Two weeks old now, they had grown into their swollen heads, and tottered around their stall when they weren’t hoggishly nursing. Mandy picked up the runt who’d shown signs of a damaged right hind leg when his mom had rolled over on him after giving birth. It looked as if the leg were healing nicely.

“What do you think, Albert?” she asked to her steady companion. "'mo better?" She tipped the baby’s leg to her favorite pet’s big flat pink nose. Albert grunted and snuffled simultaneously, a feat that Mandy considered a sign of porcine genius.

And suddenly her stalker – the movie star Nick Diehl – appeared through the open barn doors.

He caught her glance, and was stricken by a smack of rejection; a totally unfamiliar sensation for him. He approached her, then collapsed on one knee. “I know I’m annoying you, but I’m here to beg you to hear me out! Mandy Pease, from the first time I saw you, I felt like Paul at the gates of Damascus. I’ve been with the worst women, and with them I’ve been the worst man, all of which sums up the normal course of the mating dance, and the human condition itself.

“But I know there’s a goodness in you that’s not of this world! I believe you can take my ridiculous and childish movie star ego and flatten it down to a Frisbee that we can toss away into a field. Please let me spend time with you! Let me plant some Tom Thumb lettuce or turn over your compost piles! You’ll like me, or at least the me that I can become with you! Worst case scenario, you’ll get some free labor, lots of free labor, if you want it! And it’ll be worth every penny!”

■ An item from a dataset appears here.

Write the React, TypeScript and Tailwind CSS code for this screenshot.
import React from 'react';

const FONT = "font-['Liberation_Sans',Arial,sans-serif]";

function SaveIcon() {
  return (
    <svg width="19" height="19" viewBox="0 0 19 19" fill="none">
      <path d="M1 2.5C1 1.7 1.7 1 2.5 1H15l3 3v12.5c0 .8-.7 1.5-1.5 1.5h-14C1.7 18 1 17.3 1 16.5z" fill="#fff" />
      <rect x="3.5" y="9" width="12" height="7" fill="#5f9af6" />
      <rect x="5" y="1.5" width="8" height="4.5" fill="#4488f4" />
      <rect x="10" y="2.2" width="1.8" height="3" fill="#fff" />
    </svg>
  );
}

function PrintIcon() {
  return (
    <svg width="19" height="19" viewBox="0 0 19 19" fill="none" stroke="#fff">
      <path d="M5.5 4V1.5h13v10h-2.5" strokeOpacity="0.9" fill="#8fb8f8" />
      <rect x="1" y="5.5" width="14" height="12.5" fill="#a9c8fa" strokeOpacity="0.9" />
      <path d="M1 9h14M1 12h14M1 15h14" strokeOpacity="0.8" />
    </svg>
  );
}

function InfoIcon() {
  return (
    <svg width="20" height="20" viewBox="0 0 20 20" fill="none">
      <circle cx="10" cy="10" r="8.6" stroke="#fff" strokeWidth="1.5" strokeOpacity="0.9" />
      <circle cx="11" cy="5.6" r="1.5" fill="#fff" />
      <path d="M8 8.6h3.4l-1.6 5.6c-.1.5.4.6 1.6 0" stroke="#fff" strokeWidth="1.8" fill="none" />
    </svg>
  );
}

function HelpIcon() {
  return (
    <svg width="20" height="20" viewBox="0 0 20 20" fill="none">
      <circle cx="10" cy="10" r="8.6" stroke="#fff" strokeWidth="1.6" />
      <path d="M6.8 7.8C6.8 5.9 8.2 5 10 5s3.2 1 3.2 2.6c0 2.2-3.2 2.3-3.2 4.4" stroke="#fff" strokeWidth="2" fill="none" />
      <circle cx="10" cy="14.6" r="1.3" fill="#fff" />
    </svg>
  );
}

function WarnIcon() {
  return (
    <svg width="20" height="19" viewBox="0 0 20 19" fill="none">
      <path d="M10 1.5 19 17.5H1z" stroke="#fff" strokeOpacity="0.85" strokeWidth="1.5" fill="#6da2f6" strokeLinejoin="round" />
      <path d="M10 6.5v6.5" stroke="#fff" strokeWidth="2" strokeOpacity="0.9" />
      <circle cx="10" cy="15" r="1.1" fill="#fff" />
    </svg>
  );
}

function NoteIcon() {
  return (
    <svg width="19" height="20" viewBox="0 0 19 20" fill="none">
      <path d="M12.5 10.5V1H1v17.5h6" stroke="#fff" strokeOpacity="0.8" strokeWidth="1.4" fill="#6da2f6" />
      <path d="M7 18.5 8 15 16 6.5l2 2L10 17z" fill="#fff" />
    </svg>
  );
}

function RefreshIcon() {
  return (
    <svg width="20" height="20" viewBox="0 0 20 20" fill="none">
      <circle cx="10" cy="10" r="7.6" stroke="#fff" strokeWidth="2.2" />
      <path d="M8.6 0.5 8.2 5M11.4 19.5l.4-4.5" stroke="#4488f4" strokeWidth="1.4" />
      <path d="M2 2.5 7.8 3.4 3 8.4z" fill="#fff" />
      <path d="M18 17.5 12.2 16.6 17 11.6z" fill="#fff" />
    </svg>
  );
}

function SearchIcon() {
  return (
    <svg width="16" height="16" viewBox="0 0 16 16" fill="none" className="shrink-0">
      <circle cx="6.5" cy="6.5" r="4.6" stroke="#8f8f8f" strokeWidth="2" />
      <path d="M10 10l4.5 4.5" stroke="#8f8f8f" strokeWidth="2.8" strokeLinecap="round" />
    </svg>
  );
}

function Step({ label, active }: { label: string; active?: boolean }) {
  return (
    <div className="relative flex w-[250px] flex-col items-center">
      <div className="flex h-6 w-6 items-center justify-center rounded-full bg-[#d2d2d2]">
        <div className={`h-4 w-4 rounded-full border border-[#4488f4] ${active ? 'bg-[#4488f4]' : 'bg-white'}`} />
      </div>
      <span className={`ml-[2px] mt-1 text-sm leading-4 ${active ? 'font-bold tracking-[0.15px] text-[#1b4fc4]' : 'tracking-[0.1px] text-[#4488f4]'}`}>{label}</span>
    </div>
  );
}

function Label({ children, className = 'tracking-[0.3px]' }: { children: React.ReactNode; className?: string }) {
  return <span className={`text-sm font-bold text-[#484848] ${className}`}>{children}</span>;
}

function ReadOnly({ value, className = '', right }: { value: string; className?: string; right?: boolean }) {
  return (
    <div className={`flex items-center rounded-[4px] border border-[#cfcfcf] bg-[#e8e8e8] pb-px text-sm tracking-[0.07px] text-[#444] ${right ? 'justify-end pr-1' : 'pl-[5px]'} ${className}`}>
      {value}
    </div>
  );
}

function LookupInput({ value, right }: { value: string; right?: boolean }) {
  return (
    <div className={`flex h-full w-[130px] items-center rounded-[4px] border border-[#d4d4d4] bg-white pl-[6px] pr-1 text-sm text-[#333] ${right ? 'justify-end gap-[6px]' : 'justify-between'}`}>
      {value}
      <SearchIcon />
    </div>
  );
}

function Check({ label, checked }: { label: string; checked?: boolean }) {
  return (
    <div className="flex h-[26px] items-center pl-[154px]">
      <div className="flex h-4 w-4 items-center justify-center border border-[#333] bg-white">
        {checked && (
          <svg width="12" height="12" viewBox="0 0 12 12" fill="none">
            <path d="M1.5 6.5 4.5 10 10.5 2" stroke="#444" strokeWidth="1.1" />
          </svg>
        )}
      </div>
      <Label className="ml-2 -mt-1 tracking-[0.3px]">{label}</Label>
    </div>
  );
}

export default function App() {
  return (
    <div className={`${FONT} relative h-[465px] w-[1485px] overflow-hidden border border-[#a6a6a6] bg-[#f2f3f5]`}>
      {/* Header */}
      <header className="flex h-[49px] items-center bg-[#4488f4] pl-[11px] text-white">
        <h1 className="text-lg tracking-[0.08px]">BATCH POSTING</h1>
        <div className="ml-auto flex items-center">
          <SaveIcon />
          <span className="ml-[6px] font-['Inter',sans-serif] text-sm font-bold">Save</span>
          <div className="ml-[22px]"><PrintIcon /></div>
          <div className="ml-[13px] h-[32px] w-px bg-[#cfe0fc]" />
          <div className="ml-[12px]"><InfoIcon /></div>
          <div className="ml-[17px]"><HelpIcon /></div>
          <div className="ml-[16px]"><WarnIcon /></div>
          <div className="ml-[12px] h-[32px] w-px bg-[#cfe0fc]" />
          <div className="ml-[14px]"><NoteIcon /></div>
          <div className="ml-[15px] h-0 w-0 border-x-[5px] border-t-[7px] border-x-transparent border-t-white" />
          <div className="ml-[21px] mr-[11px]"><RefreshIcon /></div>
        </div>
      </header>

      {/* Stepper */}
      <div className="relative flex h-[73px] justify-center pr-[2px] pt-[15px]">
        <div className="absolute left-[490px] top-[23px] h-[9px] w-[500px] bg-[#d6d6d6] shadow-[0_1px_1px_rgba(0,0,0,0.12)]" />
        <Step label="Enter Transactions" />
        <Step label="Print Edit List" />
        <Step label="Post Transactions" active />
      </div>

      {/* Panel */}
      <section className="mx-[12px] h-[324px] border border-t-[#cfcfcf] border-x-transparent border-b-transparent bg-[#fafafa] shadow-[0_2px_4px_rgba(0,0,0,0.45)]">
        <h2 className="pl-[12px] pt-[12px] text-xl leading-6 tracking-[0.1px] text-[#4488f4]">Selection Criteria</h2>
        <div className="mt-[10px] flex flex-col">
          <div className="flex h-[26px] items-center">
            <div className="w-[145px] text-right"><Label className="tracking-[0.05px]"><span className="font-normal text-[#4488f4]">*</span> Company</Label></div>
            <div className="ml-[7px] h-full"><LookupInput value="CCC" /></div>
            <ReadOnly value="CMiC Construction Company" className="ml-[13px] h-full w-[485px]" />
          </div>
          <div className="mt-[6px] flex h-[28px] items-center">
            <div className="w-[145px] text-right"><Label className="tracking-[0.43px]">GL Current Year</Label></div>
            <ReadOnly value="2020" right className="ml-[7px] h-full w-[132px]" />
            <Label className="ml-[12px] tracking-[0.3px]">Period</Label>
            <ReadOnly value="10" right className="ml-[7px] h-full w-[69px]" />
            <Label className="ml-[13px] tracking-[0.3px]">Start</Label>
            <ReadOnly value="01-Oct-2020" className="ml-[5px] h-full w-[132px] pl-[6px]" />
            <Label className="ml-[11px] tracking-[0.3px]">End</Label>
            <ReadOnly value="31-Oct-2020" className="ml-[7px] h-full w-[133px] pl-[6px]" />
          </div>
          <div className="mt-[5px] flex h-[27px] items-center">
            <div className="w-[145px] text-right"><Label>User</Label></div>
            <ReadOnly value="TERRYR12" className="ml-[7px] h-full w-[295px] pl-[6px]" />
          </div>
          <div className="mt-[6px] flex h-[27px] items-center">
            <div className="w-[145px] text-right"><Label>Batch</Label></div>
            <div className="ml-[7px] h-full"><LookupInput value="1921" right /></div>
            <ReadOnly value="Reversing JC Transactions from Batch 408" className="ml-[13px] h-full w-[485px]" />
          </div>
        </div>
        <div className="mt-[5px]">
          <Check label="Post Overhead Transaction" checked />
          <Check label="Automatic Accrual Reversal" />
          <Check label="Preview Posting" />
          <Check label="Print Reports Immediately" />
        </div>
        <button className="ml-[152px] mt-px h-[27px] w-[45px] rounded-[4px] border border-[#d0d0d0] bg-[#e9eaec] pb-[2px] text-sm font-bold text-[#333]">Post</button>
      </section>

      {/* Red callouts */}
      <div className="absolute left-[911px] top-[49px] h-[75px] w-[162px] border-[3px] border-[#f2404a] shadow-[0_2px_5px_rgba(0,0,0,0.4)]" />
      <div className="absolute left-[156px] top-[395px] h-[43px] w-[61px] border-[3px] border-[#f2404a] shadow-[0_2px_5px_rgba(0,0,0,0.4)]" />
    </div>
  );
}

She sighed. It was hard to believe that a man so handsome, so charming, so funny, could appear so vulnerable, down there on his knees, on the hard-packed earth of her barn.

“Jesus H.,” she said with another sigh. “The Frisbee reminds me of a job. The dogs are indoors and they need exercise. You’ll find Frisbees in the mud room. Take them out with the dogs to the field beyond Sam’s potager.” She waved in the general direction. “After you feel ragged enough to drop on the spot, you’ll know the dogs do too.”

And then she turned her back on him to settle the piglet runt back down in his stall before she picked up the brush to go swab down Rochester. She had no way of knowing that, by dismissing the movie star without a second thought, she brought him to even greater heights of worship.

He walked away, slapping the dust from his jeans, wishing for all the world that he could court her the old-fashioned way: by, perhaps, bringing in a clerk from Tiffany’s with an entire counter’s-worth of diamonds, and plopping the whole shebang down at her doorstep with the whop-whop-whop of one of those nifty little Sikorsky helicopters.

That had worked with that Italian movie star – what was her name? Florinda Medici? Wow! They’d burned up some black satin sheets in her villa overlooking the Bay of Castellammare.

This was an entirely different story arc. This was love. He would win Mandy Pease if he had to toss all the Frisbees and shovel all the manure at Lady Slipper Farm.